= Wim Ebbinkhuijsen =

Dutch computer scientist

Wim Ebbinkhuijsen (born 24 December 1939, Amsterdam) is a retired Dutch computer scientist who is considered to be one of the "fathers of COBOL".

in 1979 he initiated the 'International ISO COBOL Working Group'.
From 1967 he was a member, and from 1978 until 2003 he was the chairman of the 'Dutch COBOL Committee' ("Nederlandse COBOL Commissie").
From 1998 until 2001 he was also a member of the 'NCITS/ANSI COBOL committee X3J4'. As such, he has designed and rewritten dozens parts of the current COBOL standard.
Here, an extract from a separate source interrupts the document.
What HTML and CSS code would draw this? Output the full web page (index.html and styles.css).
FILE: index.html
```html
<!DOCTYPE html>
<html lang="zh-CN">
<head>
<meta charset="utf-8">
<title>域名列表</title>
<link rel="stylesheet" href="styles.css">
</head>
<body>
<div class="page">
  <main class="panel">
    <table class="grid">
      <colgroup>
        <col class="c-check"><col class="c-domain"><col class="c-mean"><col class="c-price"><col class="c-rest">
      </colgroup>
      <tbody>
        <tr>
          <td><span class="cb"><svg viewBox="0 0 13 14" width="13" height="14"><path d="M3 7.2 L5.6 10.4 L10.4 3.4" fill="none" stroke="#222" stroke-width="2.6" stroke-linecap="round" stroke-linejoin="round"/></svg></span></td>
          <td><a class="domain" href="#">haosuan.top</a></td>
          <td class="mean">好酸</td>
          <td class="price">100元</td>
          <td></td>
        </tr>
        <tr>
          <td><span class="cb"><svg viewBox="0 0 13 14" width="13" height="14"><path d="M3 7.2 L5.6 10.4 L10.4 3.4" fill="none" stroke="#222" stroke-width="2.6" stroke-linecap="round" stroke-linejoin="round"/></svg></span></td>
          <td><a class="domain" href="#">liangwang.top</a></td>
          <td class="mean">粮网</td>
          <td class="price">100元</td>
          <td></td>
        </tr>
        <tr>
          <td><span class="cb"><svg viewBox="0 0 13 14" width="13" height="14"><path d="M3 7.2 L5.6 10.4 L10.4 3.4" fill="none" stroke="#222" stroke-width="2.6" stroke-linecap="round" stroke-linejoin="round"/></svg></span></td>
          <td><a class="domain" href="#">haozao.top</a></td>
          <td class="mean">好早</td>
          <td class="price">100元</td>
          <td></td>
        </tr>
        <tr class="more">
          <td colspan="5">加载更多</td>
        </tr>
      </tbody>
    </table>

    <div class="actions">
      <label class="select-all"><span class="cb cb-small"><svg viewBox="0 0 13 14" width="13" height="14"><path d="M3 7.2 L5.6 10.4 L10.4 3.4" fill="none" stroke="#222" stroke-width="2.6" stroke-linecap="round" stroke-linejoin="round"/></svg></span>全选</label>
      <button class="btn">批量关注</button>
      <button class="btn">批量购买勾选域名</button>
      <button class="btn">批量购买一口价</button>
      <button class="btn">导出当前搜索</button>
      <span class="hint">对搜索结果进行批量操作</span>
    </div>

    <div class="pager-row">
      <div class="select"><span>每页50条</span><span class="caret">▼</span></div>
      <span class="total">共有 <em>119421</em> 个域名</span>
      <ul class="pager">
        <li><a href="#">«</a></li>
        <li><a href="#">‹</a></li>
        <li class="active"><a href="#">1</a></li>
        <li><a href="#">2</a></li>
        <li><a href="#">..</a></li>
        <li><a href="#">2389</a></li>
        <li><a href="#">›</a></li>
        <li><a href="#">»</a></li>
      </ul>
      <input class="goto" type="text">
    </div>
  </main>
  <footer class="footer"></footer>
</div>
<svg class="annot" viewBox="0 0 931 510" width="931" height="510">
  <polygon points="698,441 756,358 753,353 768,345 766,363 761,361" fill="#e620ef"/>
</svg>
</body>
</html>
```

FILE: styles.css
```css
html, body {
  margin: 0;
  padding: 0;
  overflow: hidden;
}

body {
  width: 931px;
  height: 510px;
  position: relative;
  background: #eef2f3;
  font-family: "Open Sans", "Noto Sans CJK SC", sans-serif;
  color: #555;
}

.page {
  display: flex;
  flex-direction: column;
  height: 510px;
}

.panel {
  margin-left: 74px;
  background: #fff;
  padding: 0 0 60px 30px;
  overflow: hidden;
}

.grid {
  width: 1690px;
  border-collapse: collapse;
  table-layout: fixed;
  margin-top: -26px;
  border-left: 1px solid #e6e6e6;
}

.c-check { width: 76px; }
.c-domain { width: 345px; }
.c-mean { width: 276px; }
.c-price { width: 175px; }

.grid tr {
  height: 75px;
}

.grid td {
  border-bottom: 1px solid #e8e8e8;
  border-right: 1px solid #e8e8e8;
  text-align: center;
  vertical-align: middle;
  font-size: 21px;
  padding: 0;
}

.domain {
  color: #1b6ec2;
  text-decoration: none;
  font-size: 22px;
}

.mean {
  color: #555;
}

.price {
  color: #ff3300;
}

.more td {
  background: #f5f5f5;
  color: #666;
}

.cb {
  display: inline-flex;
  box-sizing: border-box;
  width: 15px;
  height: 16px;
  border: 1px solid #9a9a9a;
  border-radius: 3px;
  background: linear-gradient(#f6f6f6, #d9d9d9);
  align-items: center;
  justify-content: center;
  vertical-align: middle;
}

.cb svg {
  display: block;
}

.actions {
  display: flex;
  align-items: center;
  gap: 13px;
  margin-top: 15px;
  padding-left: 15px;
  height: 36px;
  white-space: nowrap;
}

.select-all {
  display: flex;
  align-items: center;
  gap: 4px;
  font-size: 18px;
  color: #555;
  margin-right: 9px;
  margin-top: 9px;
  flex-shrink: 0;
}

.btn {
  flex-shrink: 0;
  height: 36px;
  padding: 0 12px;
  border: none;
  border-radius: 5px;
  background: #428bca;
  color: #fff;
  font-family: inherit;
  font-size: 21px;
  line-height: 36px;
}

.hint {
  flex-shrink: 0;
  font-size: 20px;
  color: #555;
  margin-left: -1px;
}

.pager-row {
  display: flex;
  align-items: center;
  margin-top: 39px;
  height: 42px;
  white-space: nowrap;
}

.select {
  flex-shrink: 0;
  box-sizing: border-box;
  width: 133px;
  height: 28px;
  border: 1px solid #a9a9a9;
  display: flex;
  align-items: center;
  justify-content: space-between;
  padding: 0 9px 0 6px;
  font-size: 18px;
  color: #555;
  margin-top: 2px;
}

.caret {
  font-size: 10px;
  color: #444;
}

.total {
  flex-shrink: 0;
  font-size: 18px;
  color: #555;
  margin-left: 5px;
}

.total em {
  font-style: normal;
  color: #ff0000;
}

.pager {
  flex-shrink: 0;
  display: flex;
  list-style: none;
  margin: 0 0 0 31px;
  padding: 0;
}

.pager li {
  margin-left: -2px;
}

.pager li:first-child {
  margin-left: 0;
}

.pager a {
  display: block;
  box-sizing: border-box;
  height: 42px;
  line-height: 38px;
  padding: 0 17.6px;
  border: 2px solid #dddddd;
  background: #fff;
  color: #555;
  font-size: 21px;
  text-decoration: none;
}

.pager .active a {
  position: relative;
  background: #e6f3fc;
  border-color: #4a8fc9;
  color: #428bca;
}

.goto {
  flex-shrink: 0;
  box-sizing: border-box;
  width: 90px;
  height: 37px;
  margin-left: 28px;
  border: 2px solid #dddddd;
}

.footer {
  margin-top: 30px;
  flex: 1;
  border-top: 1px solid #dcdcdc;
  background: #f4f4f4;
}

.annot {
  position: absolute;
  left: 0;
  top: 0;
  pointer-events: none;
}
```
He has been active for many years with Exin (EXamenINstituut, "Dutch examination Institute"), where he acted as member and later as chairman of the examining-board T2-COBOL. He has written many books about COBOL and he wrote the first International Standard for the programming language BASIC.

At October 22, 2004 he left the COBOL world after 42 years of commitment, with a valedictory symposium in the auditorium of the Vrije Universiteit of Amsterdam. For his enormous contribution to COBOL he received an IEEE award, and was invested as a Knight of the Order of Orange-Nassau (Ridder in de Orde van Oranje Nassau).